Bill Ohlhausen division
| Team | W | L | OTL | Pts | GF | GA |
|---|---|---|---|---|---|---|
| Princeton Posse | 31 | 7 | 6 | 68 | 181 | 110 |
| Osoyoos Coyotes | 27 | 13 | 4 | 58 | 188 | 140 |
| North Okanagan Knights | 22 | 16 | 4 | 50 | 143 | 144 |
| Summerland Steam | 14 | 24 | 6 | 34 | 104 | 165 |
| Kelowna Chiefs | 6 | 34 | 4 | 16 | 95 | 205 |

Doug Birks division
| Team | W | L | OTL | Pts | GF | GA |
|---|---|---|---|---|---|---|
| Revelstoke Grizzlies | 30 | 7 | 7 | 67 | 153 | 95 |
| Kamloops Storm | 26 | 13 | 5 | 57 | 145 | 105 |
| Sicamous Eagles | 26 | 15 | 3 | 55 | 158 | 111 |
| 100 Mile House Wranglers | 16 | 24 | 4 | 36 | 111 | 167 |
| Chase Heat | 10 | 30 | 4 | 24 | 93 | 194 |

=== 2022 BCHC prospects game ===
The BCHC held its first annual prospects game in Chilliwack on November 22, 2022, with team KIJHL defeating the PJHL team 4–3 with Jonathan Ward of the Princeton Posse scoring the game-winning goal 2:09 into the third period.

=== Leafs-Nitehawks line brawl ===
On December 31, 2022, all ten players dropped the gloves in a line brawl instigated by the Leafs at the start of the second period of the New Year's Eve Classic between the Neil Murdoch Division Rivals. The brawl was possibly instagted by an open-ice hit on the Leafs' goaltender late in the first or a cross-check to the head of a Leafs player at the buzzer that left his jersey covered in blood, as neither incidents earned a call the referee in charge of the game. A total of 172 penalty minutes were handed out (75 to Beaver Valley, 97 to Nelson).

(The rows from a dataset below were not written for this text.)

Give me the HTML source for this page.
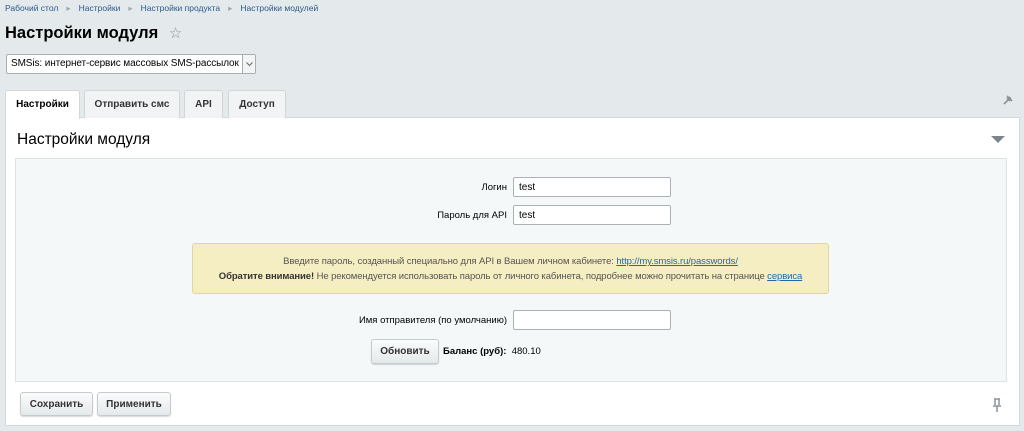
<!DOCTYPE html><html><head><meta charset="utf-8"><style>
*{box-sizing:border-box;margin:0;padding:0}
body{width:1024px;height:431px;background:#e4eaec;font-family:"Liberation Sans",Arial,sans-serif;position:relative;overflow:hidden;font-size:11px;color:#000}
.a{position:absolute;white-space:nowrap}
.bc{top:3px;left:5px;font-size:8.5px;color:#2d5a8b}
.bc span.s{color:#9aa;margin:0 8px}
h1{position:absolute;left:5px;top:24px;font-size:16.5px;font-weight:bold;color:#000;white-space:nowrap}
.sel{left:6px;top:54px;width:250px;height:20px;background:#fff;border:1px solid #a4aeb3;border-radius:2px;font-size:10px;padding:3px 0 0 4px;letter-spacing:-0.1px}
.sel .ar{position:absolute;right:0;top:0;width:13px;height:18px;border-left:1px solid #a4aeb3;background:#f3f5f5}
.tab{top:90px;height:28px;border:1px solid #d0d6d8;border-bottom:none;background:#f1f3f4;border-radius:3px 3px 0 0;font-size:10px;font-weight:bold;color:#333;text-align:center;padding-top:8px}
.panel{left:5px;top:117px;width:1015px;height:309px;background:#fff;border:1px solid #d3d9db}
.inner{left:15px;top:158px;width:992px;height:224px;background:#f5f8f9;border:1px solid #dde3e5}
.lbl{font-size:9.5px;text-align:right;width:200px;color:#000}
.inp{width:158px;height:20px;background:#fff;border:1px solid #a9b3b7;border-radius:2px;font-size:10px;padding:4px 5px}
.note{left:192px;top:243px;width:637px;height:51px;background:#f6eec3;border:1px solid #e2d69c;border-radius:3px;text-align:center;font-size:9.5px;color:#555;line-height:15px;padding-top:10px;letter-spacing:-0.1px}
.note a{color:#2067b0;text-decoration:underline}
.btn{height:24px;border:1px solid #c5ccce;border-radius:3px;background:linear-gradient(#fbfcfc,#e4e9eb);font-size:10px;font-weight:bold;color:#333;text-align:center;padding-top:6px;box-shadow:0 1px 1px rgba(0,0,0,.15)}
</style></head><body>
<div class="a bc">Рабочий стол<span class="s">▸</span>Настройки<span class="s">▸</span>Настройки продукта<span class="s">▸</span>Настройки модулей</div>
<h1>Настройки модуля <span style="color:#8a9498;font-weight:normal;font-size:15px;margin-left:6px">☆</span></h1>
<div class="a sel">SMSis: интернет-сервис массовых SMS-рассылок<div class="ar"><svg width="13" height="18"><path d="M3.5 7.5 6.5 10.5 9.5 7.5" fill="none" stroke="#666" stroke-width="1"/></svg></div></div>
<div class="a panel"></div>
<div class="a tab" style="left:5px;width:75px;background:#fff;border-color:#d3d9db;height:29px;color:#000">Настройки</div>
<div class="a tab" style="left:84px;width:96px;">Отправить смс</div>
<div class="a tab" style="left:184px;width:39px;">API</div>
<div class="a tab" style="left:228px;width:58px;">Доступ</div>
<svg class="a" style="left:1001px;top:93px" width="14" height="14"><path d="M3 11 7 7M6 3 11 8M8 4 10 6 M6 5 9 8" stroke="#8a9498" stroke-width="1.6" fill="none"/></svg>
<div class="a" style="left:17px;top:131px;font-size:15.5px;color:#000">Настройки модуля</div>
<svg class="a" style="left:991px;top:136px" width="14" height="8"><path d="M0 0H14L7 7Z" fill="#7d878b"/></svg>
<div class="a inner"></div>
<div class="a lbl" style="left:307px;top:182px">Логин</div>
<div class="a inp" style="left:513px;top:177px">test</div>
<div class="a lbl" style="left:307px;top:210px">Пароль для API</div>
<div class="a inp" style="left:513px;top:205px">test</div>
<div class="a note">Введите пароль, созданный специально для API в Вашем личном кабинете: <a>http://my.smsis.ru/passwords/</a><br><b style="color:#333">Обратите внимание!</b> Не рекомендуется использовать пароль от личного кабинета, подробнее можно прочитать на странице <a>сервиса</a></div>
<div class="a lbl" style="left:307px;top:315px">Имя отправителя (по умолчанию)</div>
<div class="a inp" style="left:513px;top:310px"></div>
<div class="a btn" style="left:371px;top:339px;width:68px;height:25px">Обновить</div>
<div class="a" style="left:443px;top:346px;font-size:9.5px"><b>Баланс (руб):</b>&nbsp; 480.10</div>
<div class="a btn" style="left:20px;top:392px;width:73px">Сохранить</div>
<div class="a btn" style="left:97px;top:392px;width:74px">Применить</div>
<svg class="a" style="left:992px;top:398px" width="10" height="14"><path d="M2 1H8M3 1V7M7 1V7M1 8H9M5 8V14" stroke="#8a9498" stroke-width="1.5" fill="none"/></svg>
</body></html>
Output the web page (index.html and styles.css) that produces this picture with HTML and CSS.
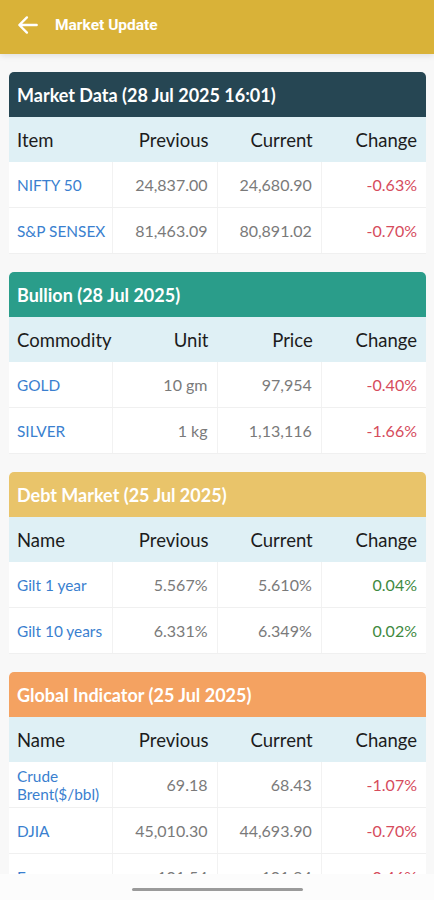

After the game, Leafs' head coach Adam Dibella resigned for his role in the fight and faced harsh criticism from Leafs fans and a harsher suspension from the league. In addition, the league suspended the nine Leafs' players involved for a total of 35 games and the five Nitehawks' players for 9 games. The Leafs would go on to win 3–1.

== Awards ==

| Award | League Winner | Eddie Mountain Winner | Neil Murdoch Winner | Doug Birks Winner | Bill Ohlhausen Winner |
|---|---|---|---|---|---|
| MVP | Luke Chakrabarti, Creston Valley | Luke Chakrabarti, Creston Valley | Nathan Dominici, Beaver Valley | Carter Bettenson, Revesltoke | Jack Henderson, Osoyoos |
| Top Scorer | Luke Chakrabarti, Creston Valley | Luke Chakrabarti, Creston Valley | Spencer Horning, Grand Forks | Ryan Larsen, Kamloops | Jack Henderson, Osoyoos |
| Top Defenceman | Cameron Reid, Kimberley | Cameron Reid, Kimberley | Tyson Lautard, Nelson | Nicholas Hughes, Sicamous | Curtis Gould, Princeton |
| Top Goaltender | Jozef Kuchaslo, Revelstoke | Trystan Self, Kimberley | Connor Stojan, Beaver Valley | Jozef Kuchaslo, Revelstoke | Peyton Trzaska, Princeton |
| Rookie of the Year | Keenan Ingram, Columbia Valley | Keenan Ingram, Columbia Valley | Russell Kosec, Grand Forks | Owen Aura, Kamloops | Austin Seibel, North Okanagan |
| Most Sportsmanlike | Matthew Johnston, North Okanagan | Nick Morin, Golden | Chad Bates, Grand Forks | Jack Mulder, 100 Mile House | Matthew Johnston, North Okanagan |
| Coach of the Year | Mark Readman, Princeton | Chuck Wright, Golden | Dave Hnatiuk, Grand Forks | Nick Deschenes, Sicamous | Mark Readman, Princeton |

== Playoffs ==
The 2023 playoff format was as follows: the top four teams in the Doug Birks, Bill Ohlhausen, and Eddie Mountain Division would make the playoffs as would the top three teams in the Neil Murdoch and the best ranked Kootenay Conference team not already in the playoffs which would be referred to as the "crossover team". In each of the Okanagan Divisions and the Eddie Mountain division the 1st Seed would play 4th and 2nd would play 3rd. In the Neil Murdoch division, if the crossover team was 4th in the Neil Murdoch the format would be the same as the other three divisions. However, if the crossover team was the 5th ranked team in the Eddie Mountain, the 1st seed in the Neil Murdoch would have the choice of Neil Murdoch #3 or Eddie Mountain #5 in the first round. As it happened the Creston Thundercats earned this crossover spot and the Neil Murdoch champion, Grand Forks chose to play them over the Beaver Valley Nitehawks.